Collected data:
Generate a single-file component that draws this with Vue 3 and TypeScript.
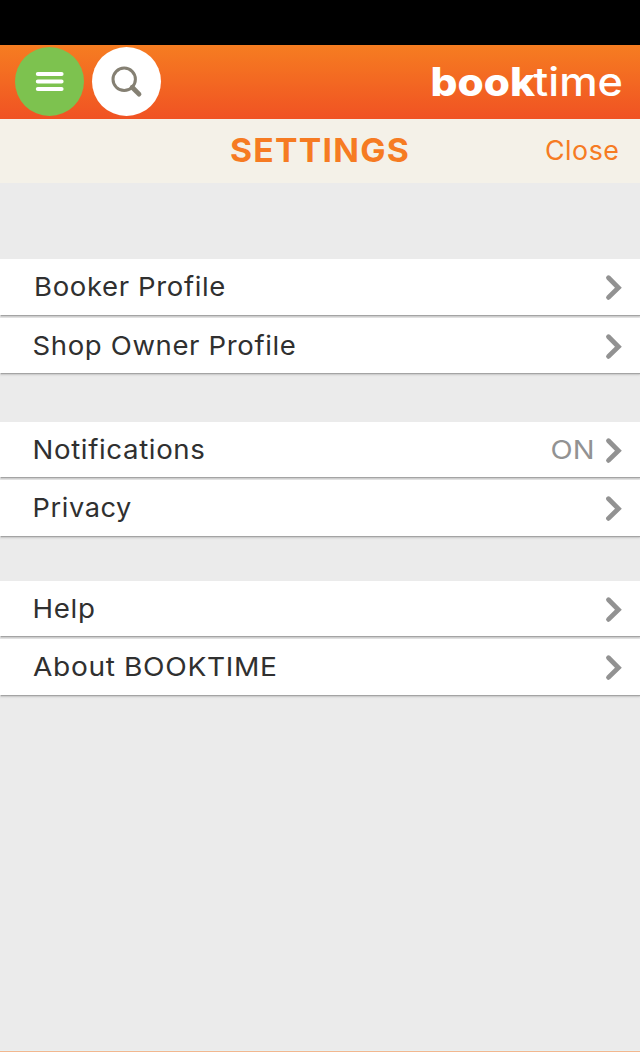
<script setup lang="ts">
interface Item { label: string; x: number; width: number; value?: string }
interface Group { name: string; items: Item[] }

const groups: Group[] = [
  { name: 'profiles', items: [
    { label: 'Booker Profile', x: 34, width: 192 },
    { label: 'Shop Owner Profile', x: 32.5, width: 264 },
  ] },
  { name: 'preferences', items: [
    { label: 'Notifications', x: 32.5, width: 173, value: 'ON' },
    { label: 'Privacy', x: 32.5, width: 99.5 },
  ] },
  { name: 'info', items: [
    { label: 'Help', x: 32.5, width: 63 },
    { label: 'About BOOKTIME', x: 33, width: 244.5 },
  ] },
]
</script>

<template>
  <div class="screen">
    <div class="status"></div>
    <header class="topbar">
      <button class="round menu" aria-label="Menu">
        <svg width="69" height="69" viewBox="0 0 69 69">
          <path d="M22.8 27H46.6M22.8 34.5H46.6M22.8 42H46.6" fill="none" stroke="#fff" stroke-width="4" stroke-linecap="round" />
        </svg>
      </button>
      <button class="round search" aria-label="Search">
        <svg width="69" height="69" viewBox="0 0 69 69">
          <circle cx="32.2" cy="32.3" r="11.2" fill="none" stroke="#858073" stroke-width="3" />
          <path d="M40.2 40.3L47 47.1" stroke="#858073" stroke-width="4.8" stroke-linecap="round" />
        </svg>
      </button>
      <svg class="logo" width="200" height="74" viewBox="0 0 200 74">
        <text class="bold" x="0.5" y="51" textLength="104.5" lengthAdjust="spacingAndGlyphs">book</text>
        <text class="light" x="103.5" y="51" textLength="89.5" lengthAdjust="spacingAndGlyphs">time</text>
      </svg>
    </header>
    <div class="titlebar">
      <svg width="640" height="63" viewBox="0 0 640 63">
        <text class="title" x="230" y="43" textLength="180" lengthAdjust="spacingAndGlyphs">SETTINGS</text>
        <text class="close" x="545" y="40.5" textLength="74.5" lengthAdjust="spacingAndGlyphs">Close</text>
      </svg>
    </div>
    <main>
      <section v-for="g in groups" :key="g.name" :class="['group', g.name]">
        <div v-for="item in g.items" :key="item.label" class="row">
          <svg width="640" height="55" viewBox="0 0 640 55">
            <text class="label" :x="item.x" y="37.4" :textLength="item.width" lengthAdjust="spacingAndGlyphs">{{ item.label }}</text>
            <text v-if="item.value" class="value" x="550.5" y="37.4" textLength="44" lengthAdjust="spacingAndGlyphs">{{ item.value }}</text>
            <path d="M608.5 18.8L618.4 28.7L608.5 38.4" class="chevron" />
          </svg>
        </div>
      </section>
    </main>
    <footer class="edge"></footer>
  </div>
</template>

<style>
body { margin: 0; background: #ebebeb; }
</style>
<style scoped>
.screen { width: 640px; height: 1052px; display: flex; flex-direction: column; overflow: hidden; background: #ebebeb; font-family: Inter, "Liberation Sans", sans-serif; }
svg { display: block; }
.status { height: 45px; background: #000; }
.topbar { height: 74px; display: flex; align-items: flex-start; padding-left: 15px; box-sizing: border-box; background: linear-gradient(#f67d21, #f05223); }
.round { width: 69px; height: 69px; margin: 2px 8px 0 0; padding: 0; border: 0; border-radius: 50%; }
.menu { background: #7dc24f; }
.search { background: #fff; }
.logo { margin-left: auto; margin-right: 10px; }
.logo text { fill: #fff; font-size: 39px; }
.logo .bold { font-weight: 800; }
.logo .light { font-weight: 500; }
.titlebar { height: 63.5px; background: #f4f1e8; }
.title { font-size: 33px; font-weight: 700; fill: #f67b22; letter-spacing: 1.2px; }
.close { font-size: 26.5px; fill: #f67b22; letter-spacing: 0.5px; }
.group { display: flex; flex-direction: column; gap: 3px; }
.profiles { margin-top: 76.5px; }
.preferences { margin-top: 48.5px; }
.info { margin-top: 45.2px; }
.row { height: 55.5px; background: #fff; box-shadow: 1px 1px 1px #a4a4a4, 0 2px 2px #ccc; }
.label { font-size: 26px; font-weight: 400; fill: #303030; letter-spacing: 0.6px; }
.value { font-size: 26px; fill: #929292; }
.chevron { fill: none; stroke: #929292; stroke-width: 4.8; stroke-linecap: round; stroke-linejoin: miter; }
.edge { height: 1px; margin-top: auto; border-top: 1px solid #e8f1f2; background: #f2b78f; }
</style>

Short exercise: Except for the pictures, copy the material above exactly.

Task answer:
Generate a single-file component that draws this with Vue 3 and TypeScript.
<script setup lang="ts">
interface Item { label: string; x: number; width: number; value?: string }
interface Group { name: string; items: Item[] }

const groups: Group[] = [
  { name: 'profiles', items: [
    { label: 'Booker Profile', x: 34, width: 192 },
    { label: 'Shop Owner Profile', x: 32.5, width: 264 },
  ] },
  { name: 'preferences', items: [
    { label: 'Notifications', x: 32.5, width: 173, value: 'ON' },
    { label: 'Privacy', x: 32.5, width: 99.5 },
  ] },
  { name: 'info', items: [
    { label: 'Help', x: 32.5, width: 63 },
    { label: 'About BOOKTIME', x: 33, width: 244.5 },
  ] },
]
</script>

<template>
  <div class="screen">
    <div class="status"></div>
    <header class="topbar">
      <button class="round menu" aria-label="Menu">
        <svg width="69" height="69" viewBox="0 0 69 69">
          <path d="M22.8 27H46.6M22.8 34.5H46.6M22.8 42H46.6" fill="none" stroke="#fff" stroke-width="4" stroke-linecap="round" />
        </svg>
      </button>
      <button class="round search" aria-label="Search">
        <svg width="69" height="69" viewBox="0 0 69 69">
          <circle cx="32.2" cy="32.3" r="11.2" fill="none" stroke="#858073" stroke-width="3" />
          <path d="M40.2 40.3L47 47.1" stroke="#858073" stroke-width="4.8" stroke-linecap="round" />
        </svg>
      </button>
      <svg class="logo" width="200" height="74" viewBox="0 0 200 74">
        <text class="bold" x="0.5" y="51" textLength="104.5" lengthAdjust="spacingAndGlyphs">book</text>
        <text class="light" x="103.5" y="51" textLength="89.5" lengthAdjust="spacingAndGlyphs">time</text>
      </svg>
    </header>
    <div class="titlebar">
      <svg width="640" height="63" viewBox="0 0 640 63">
        <text class="title" x="230" y="43" textLength="180" lengthAdjust="spacingAndGlyphs">SETTINGS</text>
        <text class="close" x="545" y="40.5" textLength="74.5" lengthAdjust="spacingAndGlyphs">Close</text>
      </svg>
    </div>
    <main>
      <section v-for="g in groups" :key="g.name" :class="['group', g.name]">
        <div v-for="item in g.items" :key="item.label" class="row">
          <svg width="640" height="55" viewBox="0 0 640 55">
            <text class="label" :x="item.x" y="37.4" :textLength="item.width" lengthAdjust="spacingAndGlyphs">{{ item.label }}</text>
            <text v-if="item.value" class="value" x="550.5" y="37.4" textLength="44" lengthAdjust="spacingAndGlyphs">{{ item.value }}</text>
            <path d="M608.5 18.8L618.4 28.7L608.5 38.4" class="chevron" />
          </svg>
        </div>
      </section>
    </main>
    <footer class="edge"></footer>
  </div>
</template>

<style>
body { margin: 0; background: #ebebeb; }
</style>
<style scoped>
.screen { width: 640px; height: 1052px; display: flex; flex-direction: column; overflow: hidden; background: #ebebeb; font-family: Inter, "Liberation Sans", sans-serif; }
svg { display: block; }
.status { height: 45px; background: #000; }
.topbar { height: 74px; display: flex; align-items: flex-start; padding-left: 15px; box-sizing: border-box; background: linear-gradient(#f67d21, #f05223); }
.round { width: 69px; height: 69px; margin: 2px 8px 0 0; padding: 0; border: 0; border-radius: 50%; }
.menu { background: #7dc24f; }
.search { background: #fff; }
.logo { margin-left: auto; margin-right: 10px; }
.logo text { fill: #fff; font-size: 39px; }
.logo .bold { font-weight: 800; }
.logo .light { font-weight: 500; }
.titlebar { height: 63.5px; background: #f4f1e8; }
.title { font-size: 33px; font-weight: 700; fill: #f67b22; letter-spacing: 1.2px; }
.close { font-size: 26.5px; fill: #f67b22; letter-spacing: 0.5px; }
.group { display: flex; flex-direction: column; gap: 3px; }
.profiles { margin-top: 76.5px; }
.preferences { margin-top: 48.5px; }
.info { margin-top: 45.2px; }
.row { height: 55.5px; background: #fff; box-shadow: 1px 1px 1px #a4a4a4, 0 2px 2px #ccc; }
.label { font-size: 26px; font-weight: 400; fill: #303030; letter-spacing: 0.6px; }
.value { font-size: 26px; fill: #929292; }
.chevron { fill: none; stroke: #929292; stroke-width: 4.8; stroke-linecap: round; stroke-linejoin: miter; }
.edge { height: 1px; margin-top: auto; border-top: 1px solid #e8f1f2; background: #f2b78f; }
</style>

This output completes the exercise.